> Requirements:
From the entries below, copy every line that holds the word "React".

> Provided entries:
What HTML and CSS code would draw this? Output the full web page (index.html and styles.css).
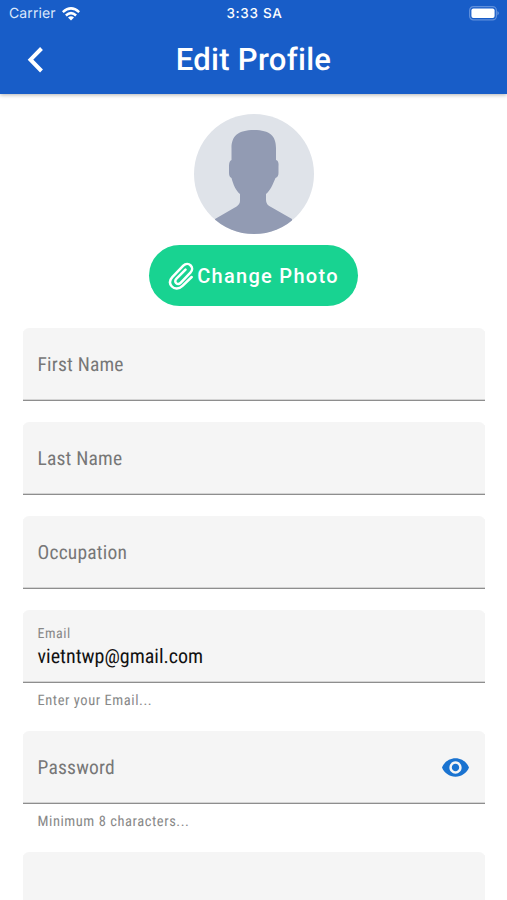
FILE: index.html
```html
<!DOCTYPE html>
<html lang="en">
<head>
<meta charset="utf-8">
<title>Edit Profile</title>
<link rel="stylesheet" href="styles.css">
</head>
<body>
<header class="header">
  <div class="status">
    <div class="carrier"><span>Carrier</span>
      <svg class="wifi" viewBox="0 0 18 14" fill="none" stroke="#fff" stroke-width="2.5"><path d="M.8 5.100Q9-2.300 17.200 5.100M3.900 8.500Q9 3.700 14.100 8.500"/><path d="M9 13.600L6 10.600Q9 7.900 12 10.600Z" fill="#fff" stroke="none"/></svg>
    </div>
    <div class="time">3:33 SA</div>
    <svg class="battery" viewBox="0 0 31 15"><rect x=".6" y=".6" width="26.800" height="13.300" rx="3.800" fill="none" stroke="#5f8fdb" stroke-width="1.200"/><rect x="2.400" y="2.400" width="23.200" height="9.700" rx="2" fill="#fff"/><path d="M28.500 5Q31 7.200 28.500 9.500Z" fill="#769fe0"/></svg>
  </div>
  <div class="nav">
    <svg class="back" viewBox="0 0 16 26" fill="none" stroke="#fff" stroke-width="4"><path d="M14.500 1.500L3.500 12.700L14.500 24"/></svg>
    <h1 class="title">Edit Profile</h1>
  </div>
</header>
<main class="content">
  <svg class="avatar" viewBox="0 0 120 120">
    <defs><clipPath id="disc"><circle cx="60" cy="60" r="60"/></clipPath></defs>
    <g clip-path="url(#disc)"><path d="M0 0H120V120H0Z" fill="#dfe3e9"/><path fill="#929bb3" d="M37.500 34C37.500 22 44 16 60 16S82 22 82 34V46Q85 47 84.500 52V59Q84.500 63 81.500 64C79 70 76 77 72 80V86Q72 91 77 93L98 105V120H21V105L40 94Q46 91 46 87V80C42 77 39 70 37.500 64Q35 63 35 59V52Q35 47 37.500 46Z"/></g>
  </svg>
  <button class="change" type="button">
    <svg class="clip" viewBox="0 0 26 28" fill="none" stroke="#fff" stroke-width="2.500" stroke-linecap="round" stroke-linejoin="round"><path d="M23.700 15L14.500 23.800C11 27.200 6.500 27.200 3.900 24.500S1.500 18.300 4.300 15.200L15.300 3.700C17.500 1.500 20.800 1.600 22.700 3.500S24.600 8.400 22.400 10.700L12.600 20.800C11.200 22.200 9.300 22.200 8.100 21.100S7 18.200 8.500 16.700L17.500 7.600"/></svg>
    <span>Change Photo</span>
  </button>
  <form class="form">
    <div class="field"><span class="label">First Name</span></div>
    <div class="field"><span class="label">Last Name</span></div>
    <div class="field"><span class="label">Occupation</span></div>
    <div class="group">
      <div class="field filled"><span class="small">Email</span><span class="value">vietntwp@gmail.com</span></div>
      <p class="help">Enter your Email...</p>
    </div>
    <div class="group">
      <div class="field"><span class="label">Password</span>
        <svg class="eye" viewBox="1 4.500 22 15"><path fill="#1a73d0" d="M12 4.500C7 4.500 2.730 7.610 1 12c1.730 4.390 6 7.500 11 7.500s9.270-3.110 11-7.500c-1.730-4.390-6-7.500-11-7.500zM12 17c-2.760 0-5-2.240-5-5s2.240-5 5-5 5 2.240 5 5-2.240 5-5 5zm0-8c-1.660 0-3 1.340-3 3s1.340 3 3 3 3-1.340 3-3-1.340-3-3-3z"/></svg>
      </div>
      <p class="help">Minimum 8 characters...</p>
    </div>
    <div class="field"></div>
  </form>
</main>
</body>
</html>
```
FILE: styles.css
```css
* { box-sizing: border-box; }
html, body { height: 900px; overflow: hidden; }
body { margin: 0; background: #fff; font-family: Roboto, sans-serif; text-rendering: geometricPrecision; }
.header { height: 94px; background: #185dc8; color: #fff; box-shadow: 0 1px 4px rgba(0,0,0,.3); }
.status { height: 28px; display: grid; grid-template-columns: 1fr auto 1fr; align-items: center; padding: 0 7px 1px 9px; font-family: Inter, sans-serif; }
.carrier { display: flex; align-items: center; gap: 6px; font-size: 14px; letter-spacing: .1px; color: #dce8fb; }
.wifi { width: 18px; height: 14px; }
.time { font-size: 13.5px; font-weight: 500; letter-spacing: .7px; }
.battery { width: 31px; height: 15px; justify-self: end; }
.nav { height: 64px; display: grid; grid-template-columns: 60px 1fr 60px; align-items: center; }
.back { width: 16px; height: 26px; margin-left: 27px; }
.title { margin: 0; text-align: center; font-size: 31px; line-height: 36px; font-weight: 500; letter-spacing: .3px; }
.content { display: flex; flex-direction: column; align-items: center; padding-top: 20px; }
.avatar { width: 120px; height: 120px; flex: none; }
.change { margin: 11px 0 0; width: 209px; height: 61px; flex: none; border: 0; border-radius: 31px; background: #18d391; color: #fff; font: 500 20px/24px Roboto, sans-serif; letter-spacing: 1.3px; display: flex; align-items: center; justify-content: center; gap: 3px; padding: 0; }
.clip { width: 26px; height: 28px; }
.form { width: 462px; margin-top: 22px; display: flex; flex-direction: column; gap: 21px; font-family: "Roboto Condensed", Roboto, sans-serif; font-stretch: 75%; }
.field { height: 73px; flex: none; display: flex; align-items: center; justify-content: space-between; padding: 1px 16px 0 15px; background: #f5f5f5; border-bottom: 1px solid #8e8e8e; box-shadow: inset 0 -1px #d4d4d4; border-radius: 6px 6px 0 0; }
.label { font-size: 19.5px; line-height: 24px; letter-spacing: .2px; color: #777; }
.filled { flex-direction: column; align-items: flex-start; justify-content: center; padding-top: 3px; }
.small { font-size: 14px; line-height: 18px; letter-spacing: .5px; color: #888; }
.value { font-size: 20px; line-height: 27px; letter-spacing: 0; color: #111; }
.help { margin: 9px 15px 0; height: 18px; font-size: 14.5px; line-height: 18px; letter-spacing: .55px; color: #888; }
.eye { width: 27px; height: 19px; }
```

---

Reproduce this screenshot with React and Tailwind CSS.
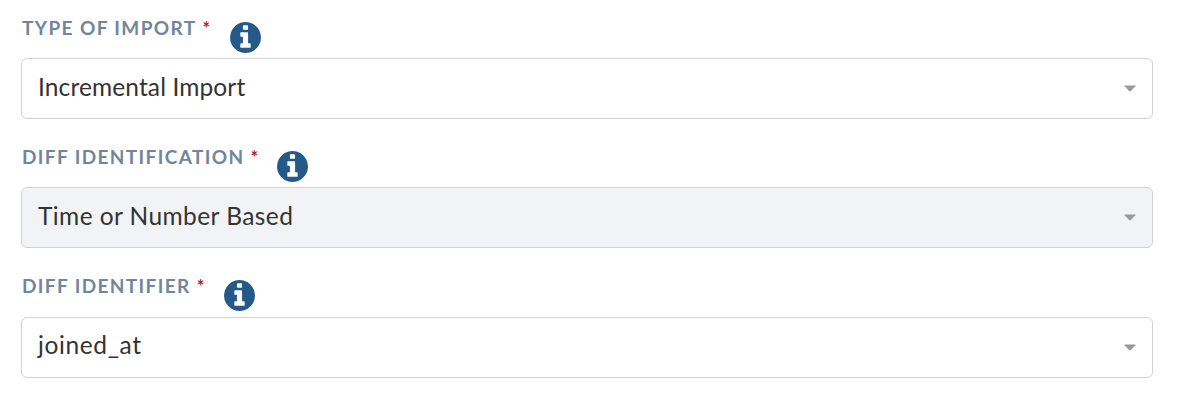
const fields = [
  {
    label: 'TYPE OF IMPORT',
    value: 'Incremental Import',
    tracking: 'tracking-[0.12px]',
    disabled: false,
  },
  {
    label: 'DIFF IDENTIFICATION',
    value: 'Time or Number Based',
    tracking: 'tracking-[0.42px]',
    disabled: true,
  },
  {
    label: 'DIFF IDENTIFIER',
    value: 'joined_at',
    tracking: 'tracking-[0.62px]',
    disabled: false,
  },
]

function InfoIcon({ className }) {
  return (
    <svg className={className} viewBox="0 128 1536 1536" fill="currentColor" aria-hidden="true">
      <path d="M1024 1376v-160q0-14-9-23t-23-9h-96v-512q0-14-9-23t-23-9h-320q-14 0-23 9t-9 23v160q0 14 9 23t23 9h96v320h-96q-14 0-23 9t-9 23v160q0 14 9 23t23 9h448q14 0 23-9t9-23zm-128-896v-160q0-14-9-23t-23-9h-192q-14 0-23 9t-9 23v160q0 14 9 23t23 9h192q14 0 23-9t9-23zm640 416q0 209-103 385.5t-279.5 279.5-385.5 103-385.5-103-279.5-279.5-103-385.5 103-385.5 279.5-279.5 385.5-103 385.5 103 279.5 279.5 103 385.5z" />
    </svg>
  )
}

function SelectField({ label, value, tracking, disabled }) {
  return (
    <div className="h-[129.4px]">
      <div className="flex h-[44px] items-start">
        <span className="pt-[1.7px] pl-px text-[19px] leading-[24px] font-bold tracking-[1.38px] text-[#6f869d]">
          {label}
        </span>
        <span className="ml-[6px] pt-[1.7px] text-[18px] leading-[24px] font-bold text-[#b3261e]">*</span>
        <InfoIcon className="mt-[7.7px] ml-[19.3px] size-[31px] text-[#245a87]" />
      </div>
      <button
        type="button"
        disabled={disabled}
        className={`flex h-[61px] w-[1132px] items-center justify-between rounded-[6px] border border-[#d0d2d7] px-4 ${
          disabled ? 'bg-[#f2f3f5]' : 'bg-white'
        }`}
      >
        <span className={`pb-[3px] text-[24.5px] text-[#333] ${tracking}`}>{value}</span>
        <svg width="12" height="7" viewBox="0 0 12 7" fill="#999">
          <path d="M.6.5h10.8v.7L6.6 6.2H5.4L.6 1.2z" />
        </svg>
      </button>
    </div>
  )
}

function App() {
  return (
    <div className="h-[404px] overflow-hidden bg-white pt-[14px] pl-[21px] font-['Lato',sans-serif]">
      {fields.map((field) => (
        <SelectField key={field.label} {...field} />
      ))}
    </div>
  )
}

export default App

* * *

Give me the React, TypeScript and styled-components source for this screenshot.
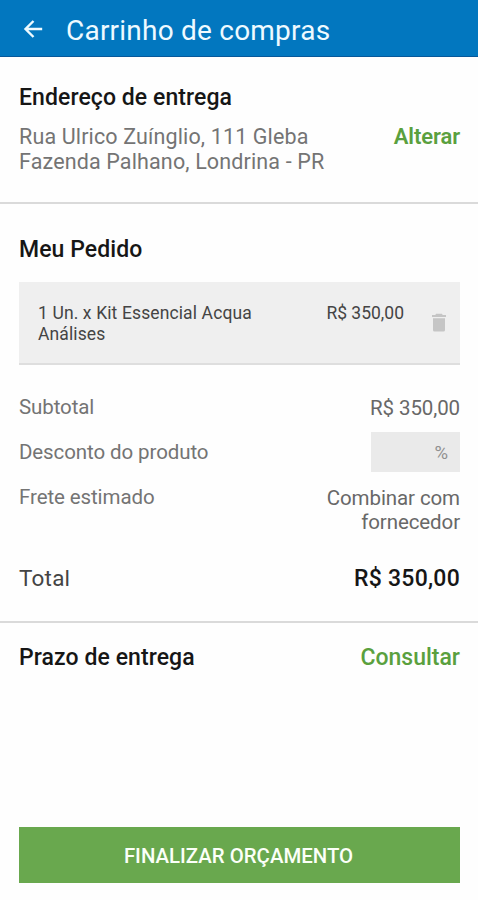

> Exercise answer:
Reproduce this screenshot with React and Tailwind CSS.
Give me the React, TypeScript and styled-components source for this screenshot.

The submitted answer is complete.